Bisnis.com, JAKARTA – Harga minyak mentah global berpotensi masih memanas usai perhatian pasar beralih ke pembalasan Iran atas serangan udara Amerika Serikat yang membunuh Mayor Jenderal Qasem Soleimani, perwira militer senior Iran.
Berdasarkan data Bloomberg, harga minyak mentah West Texas Intermediate ditutup melesat 3,06% atau 1,87 poin menjadi US$63,05%, sedangkan harga minyak mentah Brent ditutup menguat 3,55% atau 2,35 poin menjadi US$68,60 per barel, Jumat (3/1/2020).
Dilansir dari Bloomberg, Minggu (6/1/2020), CNN melaporkan mengutip pejabat pertahanan AS, Negeri Paman Sam juga berencana mengirim ribuan tentara tambahan ke Timur Tengah di tengah meningkatnya ketegangan regional.
“Hal ini adalah peristiwa seismik di wilayah ini,” kata Jason Bordoff, mantan pejabat pemerintahan Barack Obama.
Dia mengatakan, serangan itu berpotensi memunculkan balasan hebat dari Iran.
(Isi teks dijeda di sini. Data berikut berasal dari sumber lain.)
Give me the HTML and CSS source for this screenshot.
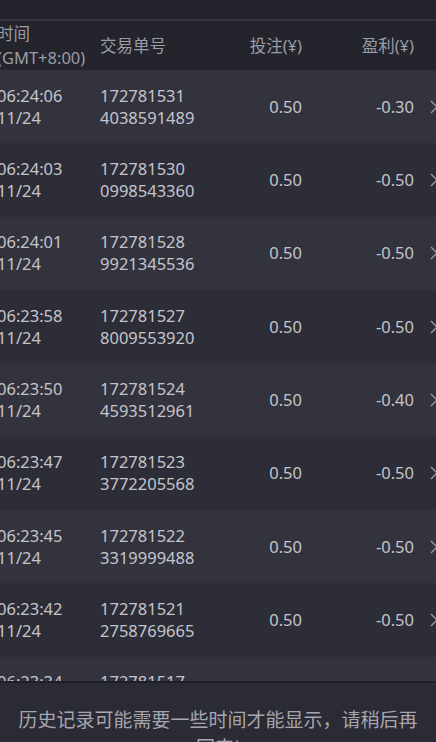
FILE: index.html
```html
<!DOCTYPE html>
<html lang="zh">
<head>
<meta charset="utf-8">
<title>投注记录</title>
<link rel="stylesheet" href="styles.css">
</head>
<body>
<div class="topbar"></div>
<div class="divider"></div>
<div class="table">
  <div class="thead">
    <div class="c-time">时间<br>(GMT+8:00)</div>
    <div class="c-id">交易单号</div>
    <div class="c-bet">投注(¥)</div>
    <div class="c-pl">盈利(¥)</div>
    <div class="c-arrow"></div>
  </div>
  <div class="row odd">
    <div class="c-time">06:24:06<br>11/24</div>
    <div class="c-id">172781531<br>4038591489</div>
    <div class="c-bet">0.50</div>
    <div class="c-pl">-0.30</div>
    <div class="c-arrow"><svg class="chev" viewBox="0 0 8 14"><polyline points="1,1 7,7 1,13"/></svg></div>
  </div>
  <div class="row even">
    <div class="c-time">06:24:03<br>11/24</div>
    <div class="c-id">172781530<br>0998543360</div>
    <div class="c-bet">0.50</div>
    <div class="c-pl">-0.50</div>
    <div class="c-arrow"><svg class="chev" viewBox="0 0 8 14"><polyline points="1,1 7,7 1,13"/></svg></div>
  </div>
  <div class="row odd">
    <div class="c-time">06:24:01<br>11/24</div>
    <div class="c-id">172781528<br>9921345536</div>
    <div class="c-bet">0.50</div>
    <div class="c-pl">-0.50</div>
    <div class="c-arrow"><svg class="chev" viewBox="0 0 8 14"><polyline points="1,1 7,7 1,13"/></svg></div>
  </div>
  <div class="row even">
    <div class="c-time">06:23:58<br>11/24</div>
    <div class="c-id">172781527<br>8009553920</div>
    <div class="c-bet">0.50</div>
    <div class="c-pl">-0.50</div>
    <div class="c-arrow"><svg class="chev" viewBox="0 0 8 14"><polyline points="1,1 7,7 1,13"/></svg></div>
  </div>
  <div class="row odd">
    <div class="c-time">06:23:50<br>11/24</div>
    <div class="c-id">172781524<br>4593512961</div>
    <div class="c-bet">0.50</div>
    <div class="c-pl">-0.40</div>
    <div class="c-arrow"><svg class="chev" viewBox="0 0 8 14"><polyline points="1,1 7,7 1,13"/></svg></div>
  </div>
  <div class="row even">
    <div class="c-time">06:23:47<br>11/24</div>
    <div class="c-id">172781523<br>3772205568</div>
    <div class="c-bet">0.50</div>
    <div class="c-pl">-0.50</div>
    <div class="c-arrow"><svg class="chev" viewBox="0 0 8 14"><polyline points="1,1 7,7 1,13"/></svg></div>
  </div>
  <div class="row odd">
    <div class="c-time">06:23:45<br>11/24</div>
    <div class="c-id">172781522<br>3319999488</div>
    <div class="c-bet">0.50</div>
    <div class="c-pl">-0.50</div>
    <div class="c-arrow"><svg class="chev" viewBox="0 0 8 14"><polyline points="1,1 7,7 1,13"/></svg></div>
  </div>
  <div class="row even">
    <div class="c-time">06:23:42<br>11/24</div>
    <div class="c-id">172781521<br>2758769665</div>
    <div class="c-bet">0.50</div>
    <div class="c-pl">-0.50</div>
    <div class="c-arrow"><svg class="chev" viewBox="0 0 8 14"><polyline points="1,1 7,7 1,13"/></svg></div>
  </div>
  <div class="row odd">
    <div class="c-time">06:23:34<br>11/24</div>
    <div class="c-id">172781517<br>6604418832</div>
    <div class="c-bet">0.50</div>
    <div class="c-pl">-0.50</div>
    <div class="c-arrow"><svg class="chev" viewBox="0 0 8 14"><polyline points="1,1 7,7 1,13"/></svg></div>
  </div>
</div>
<div class="notice">历史记录可能需要一些时间才能显示，请稍后再回来!</div>
</body>
</html>
```
FILE: styles.css
```css
html, body {
  margin: 0;
  padding: 0;
  height: 100%;
  overflow: hidden;
  background: #2d2d37;
  font-family: "Noto Sans", "Noto Sans CJK SC", sans-serif;
}

.topbar {
  height: 19px;
  background: #24242d;
}

.divider {
  height: 2px;
  background: #34343e;
}

.table {
  margin-left: -3px;
  width: 460px;
}

.thead,
.row {
  display: grid;
  grid-template-columns: 103px 130px 72px 112px 1fr;
  align-items: center;
}

.thead {
  height: 49px;
  background: #24242d;
  color: #9c9ca5;
  font-size: 16.5px;
  line-height: 24px;
}

.row {
  height: 73.33px;
  color: #c4c4cc;
  font-size: 16.5px;
  line-height: 22px;
}

.row.odd {
  background: #33333d;
}

.row.even {
  background: #2d2d37;
}

.c-bet,
.c-pl {
  text-align: right;
}

.c-arrow {
  padding-left: 16px;
  display: flex;
  align-items: center;
}

.chev {
  width: 8px;
  height: 14px;
  fill: none;
  stroke: #9a9aa3;
  stroke-width: 1.3;
}

.notice {
  position: fixed;
  left: 0;
  right: 0;
  bottom: 0;
  height: 37px;
  border-top: 2px solid #1f1f27;
  background: #2b2b35;
  color: #a6a6ae;
  font-family: "Noto Sans CJK SC", sans-serif;
  font-size: 19px;
  line-height: 28px;
  text-align: center;
  padding: 22px 16px 0;
  box-sizing: content-box;
  overflow: hidden;
}
```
Dalam hal ini, sektor energi pun terancam. “Tanggapan Iran akan sangat parah dan mematikan. Tentunya termasuk eskalasi serangan terhadap infrastruktur energi,” katanya.
Sementara itu, Menteri Luar Negeri Iran dalam wawancara dengan TV pemerintah mengatakan, respon Republik Islam Iran terhadap pembunuhan tokoh militer penting negara itu akan datang kapan saja. “Dengan cara apa pun,” katanya.
Harga minyak cukup mereda karena pembengkakan persediaan bensin dan diesel AS, mengimbangi penurunan minyak mentah terbesar sejak Juni lalu. Energy Information Administration (EIA) melaporkan, ekspor minyak mentah mencapai rekor, sehingga membuat stok di Gulf Cost turun paling dalam.
Direktur pelaksana dan manajer portofolio di Tortoise Rob Thummel mengatakan, laporan EIA itu tidak bisa mendorong harga naik lebih tinggi sebagai akibat serangan Timur Tengah, "Dari sini, pasar akan mengawasi gangguan pasokan global."
Menurut seseorang yang familiar dengan persoalan ini, reli harga minyak juga menarik penjualan dari produsen minyak yang ingin mengunci harga yang lebih tinggi. “Beberapa juta barel dijual untuk kontrak tertentu,” katanya.
Saat tidak ada instalasi atau produksi minyak yang terpengaruh, menargetkan salah satu jenderal paling kuat Iran meningkatkan ketegangan antara Washington dan Teheran, serta meningkatkan kekhawatiran akan konfrontasi bersenjata yang dapat menarik negara-negara lain.
Pemimpin tertinggi Iran, Ayatollah Ali Khamenei, bersumpah bahwa pembalasan hebat menunggu pembunuh Soleimani.
Ketegangan telah meningkat setelah seorang milisi Irak yang didukung Iran menyerbu kedutaan Amerika di Baghdad untuk memprotes serangan udara mematikan AS awal pekan ini.
Di sisi lain, pergerakan harga minyak bisa terbatas karena pasar juga mengamati proyeksi banjir pasokan minyak global. Organisasi Negara-negara Pengekspor Minyak Bumi (OPEC) memiliki kapasitas cadangan yang besar, setelah mengurangi pasokan untuk sebagian besar dalam tiga tahun terakhir.
Negara-negara konsumen dari AS hingga China mengendalikan jutaan barel yang disimpan dalam cadangan minyak bumi strategis yang dapat digunakan untuk mengimbangi kekurangan apa pun.
Dalam tanda terbesar dari transformasi pasar minyak setelah boom shale, AS melaporkan bulan-bulan pertamanya sebagai pengekspor minyak mentah, termasuk produk minyak mentah, dan minyak sulingan, akhir tahun lalu untuk pertama kalinya dalam sekitar 75 tahun.
Pada Oktober, Amerika mengekspor 389.000 barel per hari, dibandingkan dengan impor bersih hampir 9 juta barel per hari dalam satu dekade sebelumnya.